▸ Requirements
Print, word for word, every line from the beginning of the listing up to and including the line with "rounded-b-[4px] border-x border-b". Pictures are to be excluded.

▸ Data block
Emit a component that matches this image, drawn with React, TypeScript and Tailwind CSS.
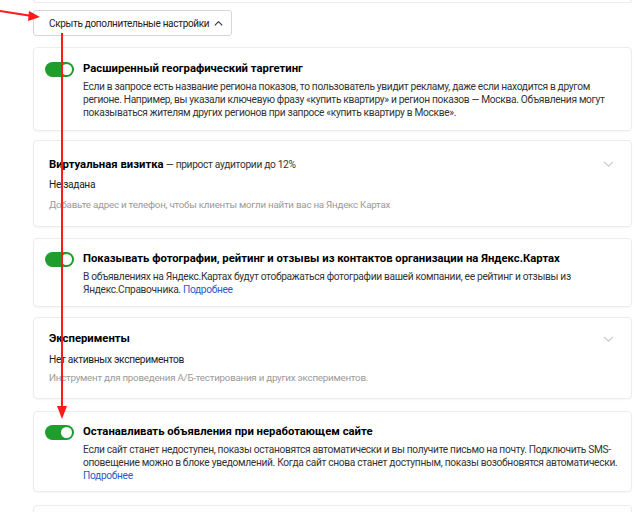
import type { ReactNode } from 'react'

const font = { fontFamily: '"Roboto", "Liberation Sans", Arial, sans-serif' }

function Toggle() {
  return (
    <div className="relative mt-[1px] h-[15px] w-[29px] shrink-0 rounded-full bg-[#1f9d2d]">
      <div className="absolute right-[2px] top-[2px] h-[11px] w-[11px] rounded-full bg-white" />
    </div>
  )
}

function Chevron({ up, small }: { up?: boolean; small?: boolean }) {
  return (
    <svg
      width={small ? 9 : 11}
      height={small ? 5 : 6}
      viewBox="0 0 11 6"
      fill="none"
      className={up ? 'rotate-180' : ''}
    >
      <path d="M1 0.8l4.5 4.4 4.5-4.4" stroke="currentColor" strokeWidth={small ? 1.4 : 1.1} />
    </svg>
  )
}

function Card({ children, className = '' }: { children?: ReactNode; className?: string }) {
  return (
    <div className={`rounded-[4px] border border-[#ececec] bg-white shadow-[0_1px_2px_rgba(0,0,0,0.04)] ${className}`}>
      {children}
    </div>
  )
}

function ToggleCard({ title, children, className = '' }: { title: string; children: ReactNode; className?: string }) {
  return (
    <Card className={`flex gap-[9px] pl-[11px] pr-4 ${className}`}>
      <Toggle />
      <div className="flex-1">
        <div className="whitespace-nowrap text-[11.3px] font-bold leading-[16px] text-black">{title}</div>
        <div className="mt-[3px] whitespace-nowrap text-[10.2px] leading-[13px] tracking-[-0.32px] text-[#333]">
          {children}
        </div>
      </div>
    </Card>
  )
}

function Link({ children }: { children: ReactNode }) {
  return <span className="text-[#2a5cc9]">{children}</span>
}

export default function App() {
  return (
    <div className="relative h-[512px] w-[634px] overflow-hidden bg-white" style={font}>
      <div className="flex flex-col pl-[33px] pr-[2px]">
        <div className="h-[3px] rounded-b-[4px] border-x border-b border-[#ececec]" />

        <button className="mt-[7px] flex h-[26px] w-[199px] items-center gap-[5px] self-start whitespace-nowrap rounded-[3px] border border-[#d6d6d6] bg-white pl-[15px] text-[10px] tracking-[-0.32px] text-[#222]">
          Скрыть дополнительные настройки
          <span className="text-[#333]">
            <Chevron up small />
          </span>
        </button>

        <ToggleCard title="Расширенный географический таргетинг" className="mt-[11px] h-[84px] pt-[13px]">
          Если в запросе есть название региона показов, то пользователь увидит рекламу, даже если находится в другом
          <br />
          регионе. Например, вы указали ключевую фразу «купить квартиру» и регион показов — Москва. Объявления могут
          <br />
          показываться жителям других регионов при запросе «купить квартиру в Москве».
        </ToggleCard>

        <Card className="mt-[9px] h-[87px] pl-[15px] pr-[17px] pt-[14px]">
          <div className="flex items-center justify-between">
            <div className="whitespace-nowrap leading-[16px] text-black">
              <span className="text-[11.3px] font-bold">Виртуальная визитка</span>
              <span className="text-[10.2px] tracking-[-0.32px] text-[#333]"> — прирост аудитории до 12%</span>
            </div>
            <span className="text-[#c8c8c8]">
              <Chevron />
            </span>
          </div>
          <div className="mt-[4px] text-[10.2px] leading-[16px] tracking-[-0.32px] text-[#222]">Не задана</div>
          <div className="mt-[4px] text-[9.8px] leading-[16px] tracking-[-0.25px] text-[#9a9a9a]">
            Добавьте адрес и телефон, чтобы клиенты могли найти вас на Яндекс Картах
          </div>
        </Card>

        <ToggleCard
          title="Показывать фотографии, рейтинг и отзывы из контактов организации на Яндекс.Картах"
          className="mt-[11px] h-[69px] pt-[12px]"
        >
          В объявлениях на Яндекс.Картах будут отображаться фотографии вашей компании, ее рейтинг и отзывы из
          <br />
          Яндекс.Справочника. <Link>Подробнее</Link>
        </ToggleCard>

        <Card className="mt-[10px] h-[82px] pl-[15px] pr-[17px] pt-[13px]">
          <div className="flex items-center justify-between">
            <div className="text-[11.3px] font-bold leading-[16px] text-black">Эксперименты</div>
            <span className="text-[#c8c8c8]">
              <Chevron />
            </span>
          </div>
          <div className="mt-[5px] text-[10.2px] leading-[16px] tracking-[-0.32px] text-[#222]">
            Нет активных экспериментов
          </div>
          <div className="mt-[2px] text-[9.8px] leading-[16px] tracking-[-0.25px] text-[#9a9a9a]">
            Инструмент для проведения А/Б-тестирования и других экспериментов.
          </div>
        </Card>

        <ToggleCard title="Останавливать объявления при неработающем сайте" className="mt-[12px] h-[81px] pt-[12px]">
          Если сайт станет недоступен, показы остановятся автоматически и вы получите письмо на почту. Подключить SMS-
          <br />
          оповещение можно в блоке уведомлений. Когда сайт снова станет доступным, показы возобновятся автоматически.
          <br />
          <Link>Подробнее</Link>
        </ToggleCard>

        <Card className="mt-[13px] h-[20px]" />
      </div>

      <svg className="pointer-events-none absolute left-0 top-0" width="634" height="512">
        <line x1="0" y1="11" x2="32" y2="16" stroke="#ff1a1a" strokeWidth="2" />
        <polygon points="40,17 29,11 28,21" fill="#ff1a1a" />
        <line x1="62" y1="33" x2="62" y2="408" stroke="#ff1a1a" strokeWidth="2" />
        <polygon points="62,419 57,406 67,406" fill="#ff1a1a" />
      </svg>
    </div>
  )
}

▸ Output
Emit a component that matches this image, drawn with React, TypeScript and Tailwind CSS.
import type { ReactNode } from 'react'

const font = { fontFamily: '"Roboto", "Liberation Sans", Arial, sans-serif' }

function Toggle() {
  return (
    <div className="relative mt-[1px] h-[15px] w-[29px] shrink-0 rounded-full bg-[#1f9d2d]">
      <div className="absolute right-[2px] top-[2px] h-[11px] w-[11px] rounded-full bg-white" />
    </div>
  )
}

function Chevron({ up, small }: { up?: boolean; small?: boolean }) {
  return (
    <svg
      width={small ? 9 : 11}
      height={small ? 5 : 6}
      viewBox="0 0 11 6"
      fill="none"
      className={up ? 'rotate-180' : ''}
    >
      <path d="M1 0.8l4.5 4.4 4.5-4.4" stroke="currentColor" strokeWidth={small ? 1.4 : 1.1} />
    </svg>
  )
}

function Card({ children, className = '' }: { children?: ReactNode; className?: string }) {
  return (
    <div className={`rounded-[4px] border border-[#ececec] bg-white shadow-[0_1px_2px_rgba(0,0,0,0.04)] ${className}`}>
      {children}
    </div>
  )
}

function ToggleCard({ title, children, className = '' }: { title: string; children: ReactNode; className?: string }) {
  return (
    <Card className={`flex gap-[9px] pl-[11px] pr-4 ${className}`}>
      <Toggle />
      <div className="flex-1">
        <div className="whitespace-nowrap text-[11.3px] font-bold leading-[16px] text-black">{title}</div>
        <div className="mt-[3px] whitespace-nowrap text-[10.2px] leading-[13px] tracking-[-0.32px] text-[#333]">
          {children}
        </div>
      </div>
    </Card>
  )
}

function Link({ children }: { children: ReactNode }) {
  return <span className="text-[#2a5cc9]">{children}</span>
}

export default function App() {
  return (
    <div className="relative h-[512px] w-[634px] overflow-hidden bg-white" style={font}>
      <div className="flex flex-col pl-[33px] pr-[2px]">
        <div className="h-[3px] rounded-b-[4px] border-x border-b border-[#ececec]" />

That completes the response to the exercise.